Microkingdom, No Jazz (Friends Records)
The trio of Dr. Will Redman (percussion), Marc Miller (guitar), and John Dierker (reeds), call it “zone variance of extra-cognitive spiritual magnetism, or No Jazz.” We once called it unjazz. You may call it what you wish, though there's certainly no answers in the cerebral playfulness going on between these three performers, nor any obvious codes passing between the tracks to help spell out One Big Idea: the avant skronk of “Peppermint Crab” is a distant cousin to the soft-tread night ballad “Aire Metal”.
Kendrick Lamar, “Vanity Slave Pt. 2” (Feat. Gucci Man)
On the same week that Rick Ross celebrated his 35th birthday with Diddy and Skateboard P by dropping a milli in a high end Miami strip club, Kendrick Lamar proved once again why he's one of the most compelling young talents in music by dropping “Vanity Slaves Pt.2” featuring Gucci Mane.
W-H-I-T-E, “Fountain” 7-inch (Swill Children)
As goes the name W-H-I-T-E so goes the music. Blisteringly blissful, ethereal, sky-high, cerulean, cathedral-tipped — keep those adjectives and adverbs rolling, you'll need them as the beat stays constant, and then even more when the bottom drops and it's just your ears and Cory Thomas Hanson's pitch-perfect vocal harmony.
Akron/Family, S/T II: The Cosmic Birth and Journey of Shinju TNT (Dead Oceans)
The outing isn't quite their Merriweather Post Pavilion moment, but it certainly reaches previously untrod terrain.
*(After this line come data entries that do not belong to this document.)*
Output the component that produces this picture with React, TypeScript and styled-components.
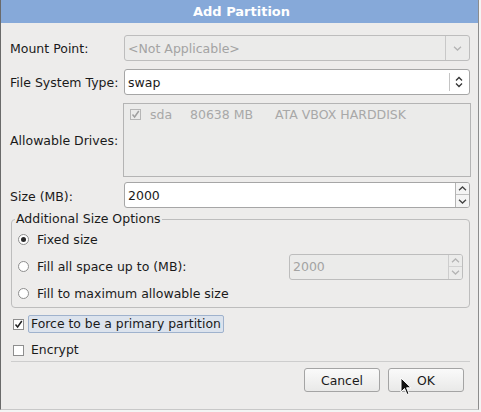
import React from "react";
import styled, { createGlobalStyle } from "styled-components";

const Global = createGlobalStyle`
  html, body { margin: 0; padding: 0; background: #f4f4f4; }
  body { font-family: "DejaVu Sans", "Liberation Sans", sans-serif; font-size: 12.5px; color: #1a1a1a; }
`;

const Window = styled.div`
  position: relative;
  width: 477px;
  height: 409px;
  background: #edeceb;
  border-left: 1px solid #6a6a6a;
  border-right: 1px solid #8c8c8c;
  border-bottom: 1px solid #c8c8c8;
  display: flex;
  flex-direction: column;
  overflow: hidden;
`;

const TitleBar = styled.div`
  height: 23px;
  background: #86a9d9;
  color: #ffffff;
  font-weight: bold;
  font-size: 13px;
  display: flex;
  align-items: center;
  justify-content: center;
  padding-left: 4px;
`;

const Body = styled.div`
  display: flex;
  flex-direction: column;
  padding: 12px 8px 0 9px;
`;

const FormGrid = styled.div`
  display: grid;
  grid-template-columns: 114px 1fr;
  row-gap: 8px;
  align-items: center;
`;

const Label = styled.div`
  white-space: nowrap;
`;

const Field = styled.div<{ $disabled?: boolean }>`
  height: 26px;
  box-sizing: border-box;
  border: 1px solid ${(p) => (p.$disabled ? "#bdbdbd" : "#a6a6a6")};
  border-radius: 3px;
  background: ${(p) => (p.$disabled ? "#ebebea" : "#ffffff")};
  color: ${(p) => (p.$disabled ? "#a3a3a3" : "#1a1a1a")};
  display: flex;
  align-items: center;
  overflow: hidden;
`;

const SizeField = styled(Field)`
  margin-top: -3px;
`;

const FieldText = styled.div`
  flex: 1;
  padding-left: 3px;
  white-space: nowrap;
`;

const ComboButton = styled.div`
  width: 24px;
  height: 100%;
  border-left: 1px solid #c8c8c8;
  display: flex;
  align-items: center;
  justify-content: center;
  box-sizing: border-box;
`;

const ComboSplit = styled.div`
  width: 20px;
  height: 100%;
  display: flex;
  align-items: center;
  justify-content: center;
  position: relative;
  &::before {
    content: "";
    position: absolute;
    left: 0;
    top: 3px;
    bottom: 3px;
    border-left: 1px solid #c4c4c4;
  }
`;

const SpinButtons = styled.div<{ $disabled?: boolean }>`
  width: 13px;
  height: 100%;
  border-left: 1px solid ${(p) => (p.$disabled ? "#cdcdcd" : "#b4b4b4")};
  display: grid;
  grid-template-rows: 1fr 1fr;
  background: ${(p) => (p.$disabled ? "#ebebea" : "#f4f4f4")};
`;

const SpinHalf = styled.div<{ $top?: boolean; $disabled?: boolean }>`
  display: flex;
  align-items: center;
  justify-content: center;
  border-bottom: ${(p) => (p.$top ? `1px solid ${p.$disabled ? "#d2d2d2" : "#c0c0c0"}` : "none")};
`;

const DriveBox = styled.div`
  height: 74px;
  box-sizing: border-box;
  border: 1px solid #b4b4b4;
  background: #ebebea;
  margin-left: -1px;
  margin-right: -1px;
  padding: 4px 0 0 6px;
  color: #a8a8a8;
  display: flex;
  align-items: flex-start;
`;

const DriveRow = styled.div`
  display: flex;
  align-items: center;
  height: 12px;
`;

const DriveCell = styled.span<{ $w: number }>`
  width: ${(p) => p.$w}px;
  white-space: nowrap;
`;

const Frame = styled.fieldset`
  margin: 4px 0 0 1px;
  padding: 0 6px 0 6px;
  border: 1px solid #bdbdbd;
  border-radius: 4px;
  display: flex;
  flex-direction: column;
  min-width: 0;
`;

const Legend = styled.legend`
  padding: 0 1px;
  margin-left: -3px;
  line-height: 14px;
`;

const OptionRow = styled.div`
  height: 27px;
  display: flex;
  align-items: center;
  gap: 8px;
`;

const OptionText = styled.span`
  flex: 1;
  white-space: nowrap;
`;

const Radio = styled.span<{ $on?: boolean }>`
  width: 11px;
  height: 11px;
  box-sizing: border-box;
  border-radius: 50%;
  border: 1px solid #8e8e8e;
  background: #ffffff;
  display: inline-flex;
  align-items: center;
  justify-content: center;
  &::after {
    content: "";
    width: 5px;
    height: 5px;
    border-radius: 50%;
    background: ${(p) => (p.$on ? "#2a2a2a" : "transparent")};
  }
`;

const SmallSpin = styled.div`
  width: 174px;
`;

const CheckRow = styled.div<{ $top: number }>`
  height: 22px;
  margin-top: ${(p) => p.$top}px;
  display: flex;
  align-items: center;
  gap: 6px;
  padding-left: 3px;
`;

const CheckBox = styled.span<{ $disabled?: boolean }>`
  width: 11px;
  height: 11px;
  box-sizing: border-box;
  border: 1px solid ${(p) => (p.$disabled ? "#b6b6b6" : "#8e8e8e")};
  background: ${(p) => (p.$disabled ? "#ebebea" : "#ffffff")};
  display: inline-flex;
  align-items: center;
  justify-content: center;
  flex: none;
`;

const CheckLabel = styled.span<{ $focus?: boolean }>`
  padding: 1px 2px;
  margin-left: -2px;
  border: 1px solid ${(p) => (p.$focus ? "#9fb2cd" : "transparent")};
  border-radius: 2px;
  background: ${(p) => (p.$focus ? "#dce3ed" : "transparent")};
  line-height: 14px;
  font-size: 12.4px;
`;

const Separator = styled.div`
  height: 1px;
  background: #cdcdcd;
  margin: 0 0 0 1px;
`;

const ButtonBar = styled.div`
  display: flex;
  justify-content: flex-end;
  gap: 8px;
  padding: 6px 6px 0 0;
`;

const Button = styled.div`
  width: 76px;
  height: 24px;
  box-sizing: border-box;
  border: 1px solid #a4a4a4;
  border-radius: 3px;
  background: linear-gradient(#fafafa, #e9e9e8);
  display: flex;
  align-items: center;
  justify-content: center;
  font-size: 12.4px;
`;

const Cursor = styled.svg`
  position: absolute;
  left: 399px;
  top: 377px;
`;

const Chevron = ({ dir, color }: { dir: "up" | "down"; color: string }) => (
  <svg width="9" height="5" viewBox="0 0 9 5">
    <path
      d={dir === "down" ? "M1 0.8 L4.5 4 L8 0.8" : "M1 4.2 L4.5 1 L8 4.2"}
      fill="none"
      stroke={color}
      strokeWidth="1.3"
    />
  </svg>
);

const UpDown = () => (
  <svg width="8" height="12" viewBox="0 0 8 12">
    <path d="M1 4.5 L4 1.5 L7 4.5" fill="none" stroke="#333" strokeWidth="1.3" />
    <path d="M1 7.5 L4 10.5 L7 7.5" fill="none" stroke="#333" strokeWidth="1.3" />
  </svg>
);

const Tick = ({ color }: { color: string }) => (
  <svg width="9" height="9" viewBox="0 0 9 9">
    <path d="M1.5 4.5 L3.6 7 L7.8 1" fill="none" stroke={color} strokeWidth="1.5" />
  </svg>
);

export default function App() {
  return (
    <>
      <Global />
      <Window>
        <TitleBar>Add Partition</TitleBar>
        <Body>
          <FormGrid>
            <Label>Mount Point:</Label>
            <Field $disabled>
              <FieldText>&lt;Not Applicable&gt;</FieldText>
              <ComboButton>
                <Chevron dir="down" color="#b4b4b4" />
              </ComboButton>
            </Field>

            <Label>File System Type:</Label>
            <Field>
              <FieldText>swap</FieldText>
              <ComboSplit>
                <UpDown />
              </ComboSplit>
            </Field>

            <Label>Allowable Drives:</Label>
            <DriveBox>
              <DriveRow>
                <CheckBox $disabled>
                  <Tick color="#a0a0a0" />
                </CheckBox>
                <DriveCell $w={9} />
                <DriveCell $w={40}>sda</DriveCell>
                <DriveCell $w={85}>80638 MB</DriveCell>
                <DriveCell $w={140}>ATA VBOX HARDDISK</DriveCell>
              </DriveRow>
            </DriveBox>

            <Label>Size (MB):</Label>
            <SizeField>
              <FieldText>2000</FieldText>
              <SpinButtons>
                <SpinHalf $top>
                  <Chevron dir="up" color="#444" />
                </SpinHalf>
                <SpinHalf>
                  <Chevron dir="down" color="#444" />
                </SpinHalf>
              </SpinButtons>
            </SizeField>
          </FormGrid>

          <Frame>
            <Legend>Additional Size Options</Legend>
            <OptionRow>
              <Radio $on />
              <OptionText>Fixed size</OptionText>
            </OptionRow>
            <OptionRow>
              <Radio />
              <OptionText>Fill all space up to (MB):</OptionText>
              <SmallSpin>
                <Field $disabled>
                  <FieldText>2000</FieldText>
                  <SpinButtons $disabled>
                    <SpinHalf $top $disabled>
                      <Chevron dir="up" color="#b4b4b4" />
                    </SpinHalf>
                    <SpinHalf $disabled>
                      <Chevron dir="down" color="#b4b4b4" />
                    </SpinHalf>
                  </SpinButtons>
                </Field>
              </SmallSpin>
            </OptionRow>
            <OptionRow>
              <Radio />
              <OptionText>Fill to maximum allowable size</OptionText>
            </OptionRow>
          </Frame>

          <CheckRow $top={5}>
            <CheckBox>
              <Tick color="#222" />
            </CheckBox>
            <CheckLabel $focus>Force to be a primary partition</CheckLabel>
          </CheckRow>
          <CheckRow $top={4}>
            <CheckBox />
            <CheckLabel>Encrypt</CheckLabel>
          </CheckRow>
          <Separator />
          <ButtonBar>
            <Button>Cancel</Button>
            <Button>OK</Button>
          </ButtonBar>
        </Body>
        <Cursor width="12" height="19" viewBox="0 0 12 19">
          <path d="M1 1 L1 15 L4.5 11.5 L7 17.5 L9 16.6 L6.6 10.8 L11 10.8 Z" fill="#111" stroke="#fff" strokeWidth="1" />
        </Cursor>
      </Window>
    </>
  );
}
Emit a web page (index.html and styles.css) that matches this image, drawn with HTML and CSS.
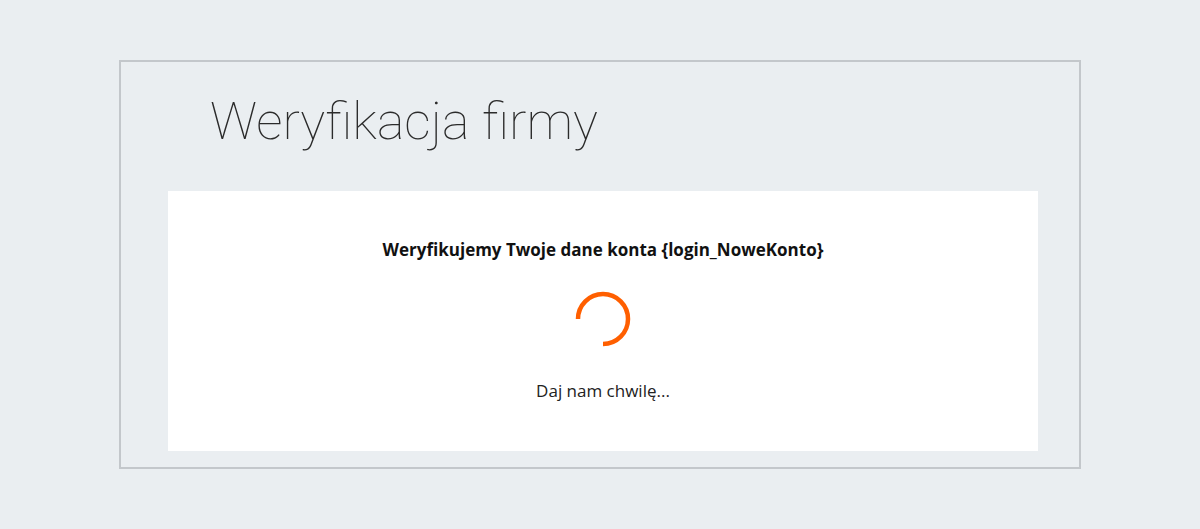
FILE: index.html
```html
<!DOCTYPE html>
<html lang="pl">
<head>
    <meta charset="UTF-8">
    <meta name="viewport" content="width=device-width, initial-scale=1.0">
    <title>Weryfikacja firmy</title>
    <link rel="stylesheet" href="styles.css">
</head>
<body>
    <div class="frame">
        <h1 class="title">Weryfikacja firmy</h1>
        <div class="panel">
            <p class="lead">Weryfikujemy Twoje dane konta {login_NoweKonto}</p>
            <svg class="spinner" width="58" height="58" viewBox="0 0 58 58">
                <path d="M4 29 A25 25 0 1 1 29 54" fill="none" stroke="#ff5f00" stroke-width="4.5"/>
            </svg>
            <p class="wait">Daj nam chwilę...</p>
        </div>
    </div>
</body>
</html>
```

FILE: styles.css
```css
body {
    margin: 0;
    padding-top: 60px;
    background-color: #eaeef1;
    font-family: "Open Sans", Arial, sans-serif;
}

.frame {
    box-sizing: border-box;
    width: 962px;
    height: 409px;
    margin: 0 auto;
    padding: 0 43px 0 47px;
    border: 2px solid #c3c7cb;
}

.title {
    margin: 0;
    padding: 22px 0 0 42px;
    height: 129px;
    box-sizing: border-box;
    font-family: Roboto, sans-serif;
    font-weight: 100;
    font-size: 52px;
    line-height: 76px;
    color: #2b2b2b;
}

.panel {
    width: 870px;
    height: 260px;
    background-color: #fff;
    display: flex;
    flex-direction: column;
    align-items: center;
    box-sizing: border-box;
    padding-top: 47px;
}

.lead {
    margin: 0;
    font-size: 17px;
    font-weight: 700;
    line-height: 24px;
    color: #111;
}

.spinner {
    margin-top: 28px;
}

.wait {
    margin: 31px 0 0;
    font-size: 17px;
    line-height: 24px;
    color: #222;
}
```
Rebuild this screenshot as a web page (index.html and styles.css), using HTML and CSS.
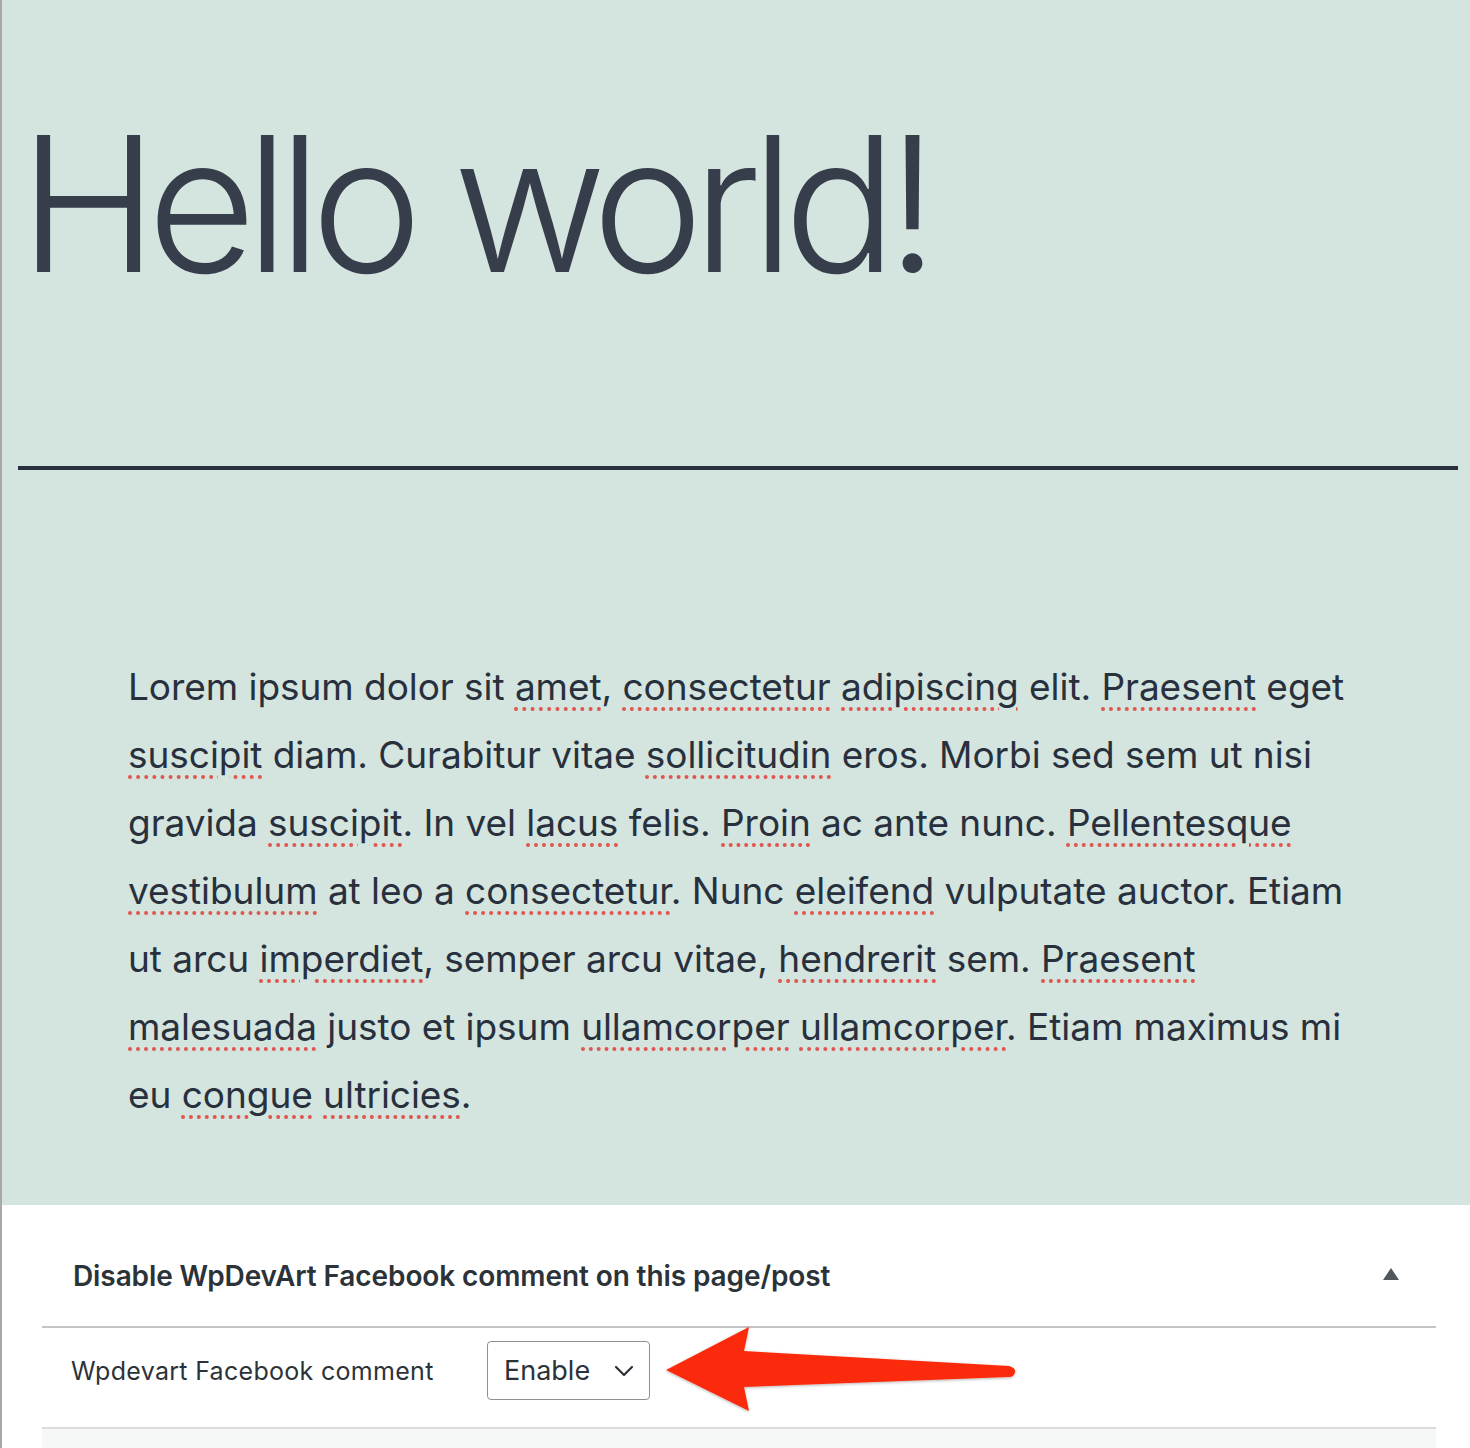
FILE: index.html
```html
<!DOCTYPE html>
<html lang="en">
<head>
<meta charset="utf-8">
<title>Hello world!</title>
<link rel="stylesheet" href="styles.css">
</head>
<body>
<div class="page">
  <header class="hero">
    <h1 class="title">Hello world!</h1>
    <hr class="divider">
    <div class="content">
      <p class="lorem">Lorem ipsum dolor sit <span class="sp">amet</span>, <span class="sp">consectetur</span> <span class="sp">adipiscing</span> elit. <span class="sp">Praesent</span> eget <span class="sp">suscipit</span> diam. Curabitur vitae <span class="sp">sollicitudin</span> eros. Morbi sed sem ut nisi gravida <span class="sp">suscipit</span>. In vel <span class="sp">lacus</span> felis. <span class="sp">Proin</span> ac ante nunc. <span class="sp">Pellentesque</span> <span class="sp">vestibulum</span> at leo a <span class="sp">consectetur</span>. Nunc <span class="sp">eleifend</span> vulputate auctor. Etiam ut arcu <span class="sp">imperdiet</span>, semper arcu vitae, <span class="sp">hendrerit</span> sem. <span class="sp">Praesent</span> <span class="sp">malesuada</span> justo et ipsum <span class="sp">ullamcorper</span> <span class="sp">ullamcorper</span>. Etiam maximus mi eu <span class="sp">congue</span> <span class="sp">ultricies</span>.</p>
    </div>
  </header>
  <section class="metabox">
    <div class="metabox-inner">
      <div class="metabox-head">
        <h2 class="metabox-title">Disable WpDevArt Facebook comment on this page/post</h2>
        <span class="toggle" aria-hidden="true"></span>
      </div>
      <div class="metabox-row">
        <label class="row-label">Wpdevart Facebook comment</label>
        <div class="select">
          <span class="select-value">Enable</span>
          <svg class="chevron" width="20" height="12" viewBox="0 0 20 12"><path d="M2 2 L10 10 L18 2" fill="none" stroke="#2c3338" stroke-width="2.2" stroke-linecap="round" stroke-linejoin="round"/></svg>
        </div>
        <svg class="arrow" width="380" height="100" viewBox="0 0 380 100">
          <defs>
            <filter id="sh" x="-10%" y="-20%" width="120%" height="140%">
              <feDropShadow dx="0" dy="1" stdDeviation="1.5" flood-color="#000" flood-opacity="0.3"/>
            </filter>
          </defs>
          <path filter="url(#sh)" d="M7 46 L90 3 L85 27 L350 42 Q357 44 356 48 Q355 53 350 53 L85 63 L90 87 Z" fill="#fb2c0a"/>
        </svg>
      </div>
    </div>
  </section>
  <div class="below"></div>
</div>
</body>
</html>
```
FILE: styles.css
```css
html, body {
  margin: 0;
  padding: 0;
  background: #ffffff;
}
.page {
  border-left: 2px solid #a9a9a9;
  min-height: 1448px;
  box-sizing: border-box;
  font-family: Inter, "Noto Sans", sans-serif;
  color: #333b49;
}
.hero {
  background: #d4e4de;
  padding: 90px 12px 0 16px;
  height: 1205px;
  box-sizing: border-box;
}
.title {
  margin: 0;
  font-family: Inter, sans-serif;
  font-weight: 300;
  font-size: 188px;
  line-height: 228px;
  letter-spacing: -11px;
  color: #363d4b;
  padding-left: 1px;
}
.divider {
  margin: 148px 0 0 0;
  border: 0;
  height: 4px;
  background: #28303d;
}
.content {
  padding: 183px 0 0 110px;
  width: 1224px;
}
.lorem {
  margin: 0;
  font-size: 37px;
  line-height: 68px;
  font-weight: 400;
  color: #28303d;
  letter-spacing: -0.05px;
}
.sp {
  text-decoration-line: underline;
  text-decoration-style: dotted;
  text-decoration-color: #e0554e;
  text-decoration-thickness: 4px;
  text-underline-offset: 7px;
}
.metabox {
  background: #fff;
  padding: 0 34px 0 40px;
}
.metabox-inner {
  border-bottom: 2px solid #dcdcde;
}
.metabox-head {
  display: flex;
  align-items: center;
  justify-content: space-between;
  height: 123px;
  box-sizing: border-box;
  padding: 20px 37px 0 31px;
  border-bottom: 2px solid #c3c4c7;
}
.metabox-title {
  margin: 0;
  font-size: 28px;
  font-weight: 600;
  color: #2c3338;
  letter-spacing: -0.1px;
}
.toggle {
  width: 0;
  height: 0;
  border-left: 8px solid transparent;
  border-right: 8px solid transparent;
  border-bottom: 12px solid #50575e;
  margin-top: -3px;
}
.metabox-row {
  position: relative;
  display: flex;
  align-items: center;
  height: 99px;
  box-sizing: border-box;
  padding: 0 0 14px 29px;
}
.row-label {
  font-size: 25px;
  color: #2c3338;
  width: 416px;
  letter-spacing: 0.3px;
}
.select {
  display: flex;
  align-items: center;
  justify-content: space-between;
  box-sizing: border-box;
  width: 163px;
  height: 59px;
  border: 1.5px solid #8c8f94;
  border-radius: 4px;
  padding: 0 15px 0 16px;
  font-size: 27px;
  color: #2c3338;
}
.arrow {
  position: absolute;
  left: 617px;
  top: -4px;
}
.below {
  background: #f6f7f7;
  height: 20px;
  margin: 0 34px 0 40px;
}
```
Where that Animal Collective across-the-board favorite of 2009 was the band's greatest feat of electronic production, Cosmic Birth is Akron/Family's slickest outing and another step away from the cloistered Grizzly Bear Brooklyn moment from which they initially emerged. That said, the step it takes isn't uniformly directed at the same big festival audience that “My Girls” captured. More like a better slot at Bonnaroo.
Jensen Sportag, Pure Wet (Cascine)
Jensen Sportag's “Everything Good” is everything swell and tastefully nostalgic that we love about retro-fitting our R&B; the snaking bass line, the posh runway-ready synths, schmaltzy white-boy vocal musings and of course, subtle cowbell clanging – overt cowbell breakdowns are so DFA circa '04.